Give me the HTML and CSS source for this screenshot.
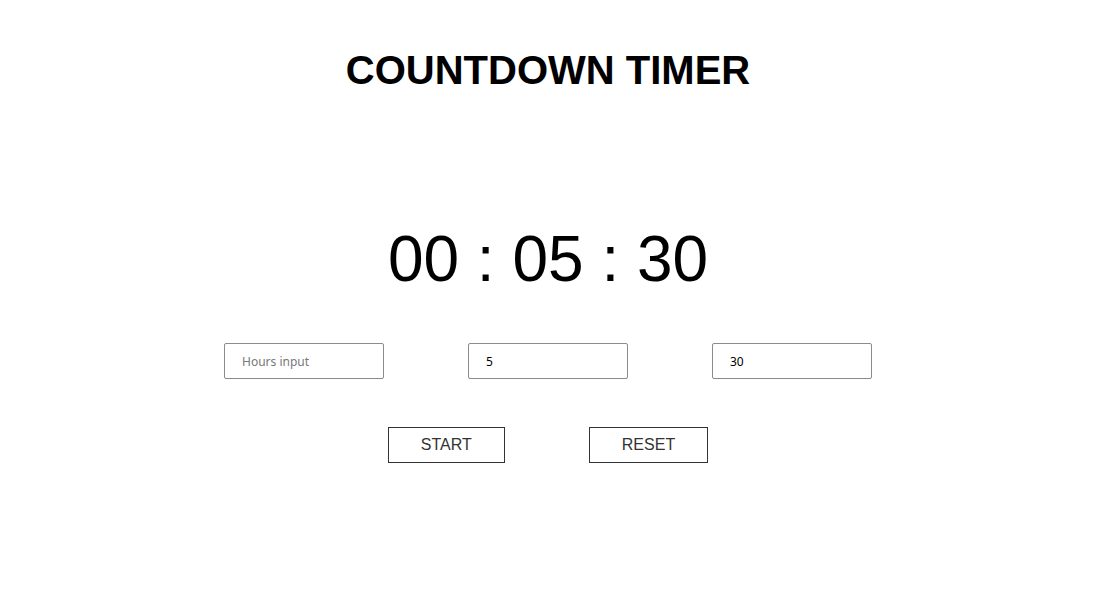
FILE: index.html
```html
<!DOCTYPE html>
<html>
<head>
<meta charset="utf-8">
<link rel="stylesheet" href="styles.css">
</head>
<body>
<main class="app">
  <h1 class="title">COUNTDOWN TIMER</h1>
  <div class="display">00 : 05 : 30</div>
  <div class="inputs">
    <input class="field" type="text" placeholder="Hours input">
    <input class="field" type="text" value="5">
    <input class="field" type="text" value="30">
  </div>
  <div class="buttons">
    <button class="btn">START</button>
    <button class="btn">RESET</button>
  </div>
</main>
</body>
</html>
```
FILE: styles.css
```css
html, body {
  margin: 0;
  padding: 0;
  background: #fff;
}
.app {
  display: flex;
  flex-direction: column;
  align-items: center;
  padding-left: 2px;
  font-family: "Liberation Sans", Arial, sans-serif;
  color: #000;
}
.title {
  margin: 47px 0 0;
  font-size: 40px;
  font-weight: bold;
  line-height: 46px;
}
.display {
  margin-top: 129px;
  font-size: 64px;
  line-height: 74px;
}
.inputs {
  display: flex;
  gap: 84px;
  margin-top: 47px;
}
.field {
  box-sizing: border-box;
  width: 160px;
  height: 36px;
  border: 1px solid #8a8a8f;
  border-radius: 2px;
  padding: 0 17px;
  font-family: "Noto Sans", "Open Sans", sans-serif;
  font-size: 12px;
  color: #000;
  outline: none;
}
.field::placeholder {
  color: #777;
}
.buttons {
  display: flex;
  gap: 84px;
  margin-top: 48px;
}
.btn {
  box-sizing: border-box;
  height: 36px;
  padding: 0 32px;
  background: #fff;
  border: 1px solid #333;
  border-radius: 0;
  font-family: "Liberation Sans", Arial, sans-serif;
  font-size: 16px;
  color: #333;
}
```
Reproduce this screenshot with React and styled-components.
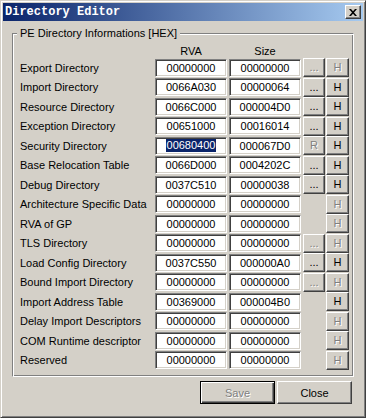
import React from 'react';
import styled, { createGlobalStyle } from 'styled-components';

const GlobalStyle = createGlobalStyle`
  html, body {
    margin: 0;
    padding: 0;
    background: #D4D0C8;
  }
  body {
    font-family: "Liberation Sans", Arial, sans-serif;
    font-size: 11px;
  }
`;

// classic window frame
const Window = styled.div`
  box-sizing: border-box;
  width: 366px;
  height: 418px;
  background: #D4D0C8;
  border: 1px solid;
  border-color: #D4D0C8 #404040 #404040 #D4D0C8;
  box-shadow: inset 1px 1px #fff, inset -1px -1px #808080;
  padding: 2px;
  display: flex;
  flex-direction: column;
`;

const TitleBar = styled.div`
  height: 18px;
  display: flex;
  align-items: center;
  justify-content: space-between;
  padding: 0 2px;
  background: linear-gradient(to right, #0A246A, #A6CAF0);
`;

const Title = styled.span`
  font-family: "Liberation Mono", "DejaVu Sans Mono", monospace;
  font-weight: bold;
  font-size: 12px;
  color: #fff;
`;

const CloseButton = styled.button`
  box-sizing: border-box;
  width: 16px;
  height: 14px;
  padding: 0;
  margin: 0;
  display: flex;
  align-items: center;
  justify-content: center;
  background: #D4D0C8;
  border: 1px solid;
  border-color: #fff #404040 #404040 #fff;
  box-shadow: inset -1px -1px #808080;
`;

const Body = styled.div`
  flex: 1;
  display: flex;
  flex-direction: column;
  padding: 6px 9px 0 9px;
`;

const GroupBox = styled.fieldset`
  margin: 0;
  padding: 0;
  min-width: 0;
  border: 1px solid;
  border-color: #808080 #fff #fff #808080;
  box-shadow: inset 1px 1px #fff, inset -1px -1px #808080;
`;

const Legend = styled.legend`
  margin-left: 4px;
  padding: 0 3px;
  line-height: 13px;
  font-size: 11px;
  color: #000;
  background: #D4D0C8;
`;

const Grid = styled.div`
  display: grid;
  grid-template-columns: 135px 74px 74px 23px 23px;
  grid-template-rows: 14px;
  grid-auto-rows: 19.5px;
  align-items: center;
  padding: 4px 4px 6px 7px;
`;

const HeaderCell = styled.div`
  width: 72px;
  text-align: center;
  line-height: 14px;
  color: #000;
`;

const Label = styled.div`
  color: #000;
  white-space: nowrap;
`;

const HexBox = styled.div`
  box-sizing: border-box;
  width: 72px;
  height: 18px;
  background: #fff;
  border: 1px solid;
  border-color: #808080 #fff #fff #808080;
  box-shadow: inset 1px 1px #404040, inset -1px -1px #D4D0C8;
  display: flex;
  align-items: center;
  justify-content: center;
  color: #000;
`;

const Selected = styled.span`
  display: inline-block;
  line-height: 13px;
  padding: 0 1px;
  background: #0A246A;
  color: #fff;
`;

const RowButton = styled.button`
  box-sizing: border-box;
  width: ${(p) => p.$w}px;
  height: 19px;
  padding: 0;
  margin: 0;
  font-family: inherit;
  font-size: 11px;
  line-height: 1;
  background: #D4D0C8;
  color: ${(p) => (p.disabled ? '#808080' : '#000')};
  text-shadow: ${(p) => (p.disabled ? '1px 1px #fff' : 'none')};
  border: 1px solid;
  border-color: #fff #404040 #404040 #fff;
  box-shadow: inset -1px -1px #808080;
`;

const Footer = styled.div`
  display: flex;
  justify-content: flex-end;
  gap: 2px;
  padding: 4px 2px 0 0;
`;

const DialogButton = styled.button`
  box-sizing: border-box;
  width: 75px;
  height: 23px;
  padding: 0;
  margin: 0;
  font-family: inherit;
  font-size: 11px;
  background: #D4D0C8;
  color: ${(p) => (p.disabled ? '#808080' : '#000')};
  text-shadow: ${(p) => (p.disabled ? '1px 1px #fff' : 'none')};
  border: 1px solid;
  border-color: ${(p) => (p.$default ? '#000' : '#fff #404040 #404040 #fff')};
  box-shadow: ${(p) =>
    p.$default
      ? 'inset 1px 1px #fff, inset -1px -1px #404040, inset -2px -2px #808080'
      : 'inset -1px -1px #808080'};
`;

const dirs = [
  { name: 'Export Directory', rva: '00000000', size: '00000000', dots: 'off', h: 'off' },
  { name: 'Import Directory', rva: '0066A030', size: '00000064', dots: 'on', h: 'on' },
  { name: 'Resource Directory', rva: '0066C000', size: '000004D0', dots: 'on', h: 'on' },
  { name: 'Exception Directory', rva: '00651000', size: '00016014', dots: 'on', h: 'on' },
  { name: 'Security Directory', rva: '00680400', size: '000067D0', dots: 'off', dotsText: 'R', h: 'on', selected: true },
  { name: 'Base Relocation Table', rva: '0066D000', size: '0004202C', dots: 'on', h: 'on' },
  { name: 'Debug Directory', rva: '0037C510', size: '00000038', dots: 'on', h: 'on' },
  { name: 'Architecture Specific Data', rva: '00000000', size: '00000000', dots: null, h: 'off' },
  { name: 'RVA of GP', rva: '00000000', size: '00000000', dots: null, h: 'off' },
  { name: 'TLS Directory', rva: '00000000', size: '00000000', dots: 'off', h: 'off' },
  { name: 'Load Config Directory', rva: '0037C550', size: '000000A0', dots: 'on', h: 'on' },
  { name: 'Bound Import Directory', rva: '00000000', size: '00000000', dots: 'off', h: 'off' },
  { name: 'Import Address Table', rva: '00369000', size: '000004B0', dots: null, h: 'on' },
  { name: 'Delay Import Descriptors', rva: '00000000', size: '00000000', dots: null, h: 'off' },
  { name: 'COM Runtime descriptor', rva: '00000000', size: '00000000', dots: null, h: 'off' },
  { name: 'Reserved', rva: '00000000', size: '00000000', dots: null, h: 'off' },
];

const XIcon = () => (
  <svg width="8" height="7" viewBox="0 0 8 7">
    <path d="M0 0h2l2 2.3L6 0h2L5 3.5 8 7H6L4 4.7 2 7H0l3-3.5z" fill="#000" />
  </svg>
);

const App = () => {
  return (
    <>
      <GlobalStyle />
      <Window>
        <TitleBar>
          <Title>Directory Editor</Title>
          <CloseButton aria-label="Close"><XIcon /></CloseButton>
        </TitleBar>
        <Body>
          <GroupBox>
            <Legend>PE Directory Informations [HEX]</Legend>
            <Grid>
              <div />
              <HeaderCell>RVA</HeaderCell>
              <HeaderCell>Size</HeaderCell>
              <div />
              <div />
              {dirs.map((d) => (
                <React.Fragment key={d.name}>
                  <Label>{d.name}</Label>
                  <HexBox>{d.selected ? <Selected>{d.rva}</Selected> : d.rva}</HexBox>
                  <HexBox>{d.size}</HexBox>
                  {d.dots ? (
                    <RowButton $w={22} disabled={d.dots === 'off'}>{d.dotsText || '...'}</RowButton>
                  ) : (
                    <div />
                  )}
                  <RowButton $w={23} disabled={d.h === 'off'}>H</RowButton>
                </React.Fragment>
              ))}
            </Grid>
          </GroupBox>
          <Footer>
            <DialogButton $default disabled>Save</DialogButton>
            <DialogButton>Close</DialogButton>
          </Footer>
        </Body>
      </Window>
    </>
  );
};

export default App;
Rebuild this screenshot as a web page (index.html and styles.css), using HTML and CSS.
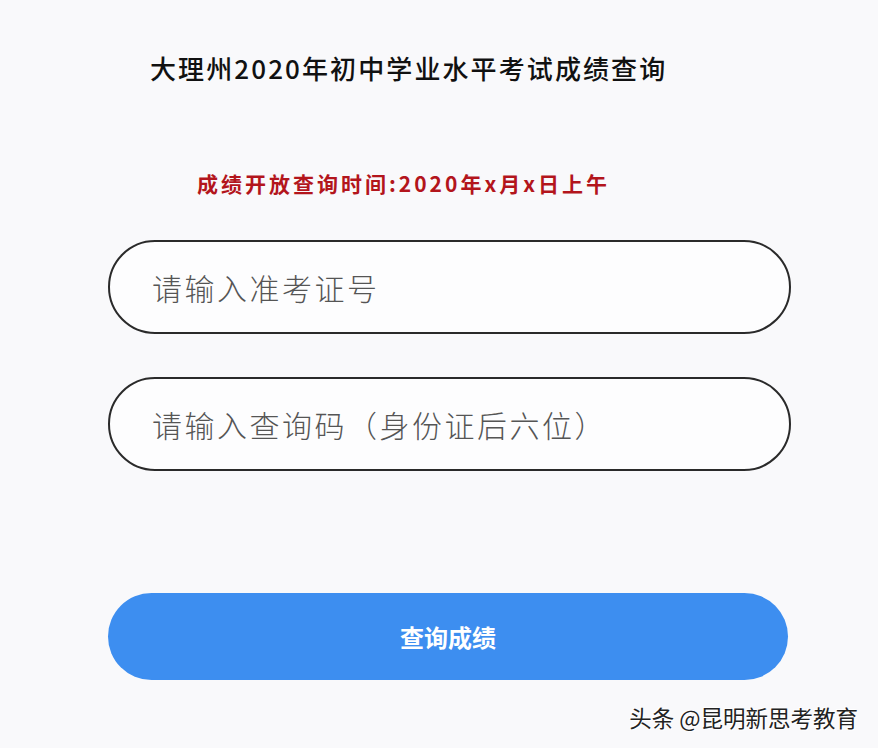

*Task:*
Find every line with "components" in the listing and state how many there are, nothing else.

*Full output:*
2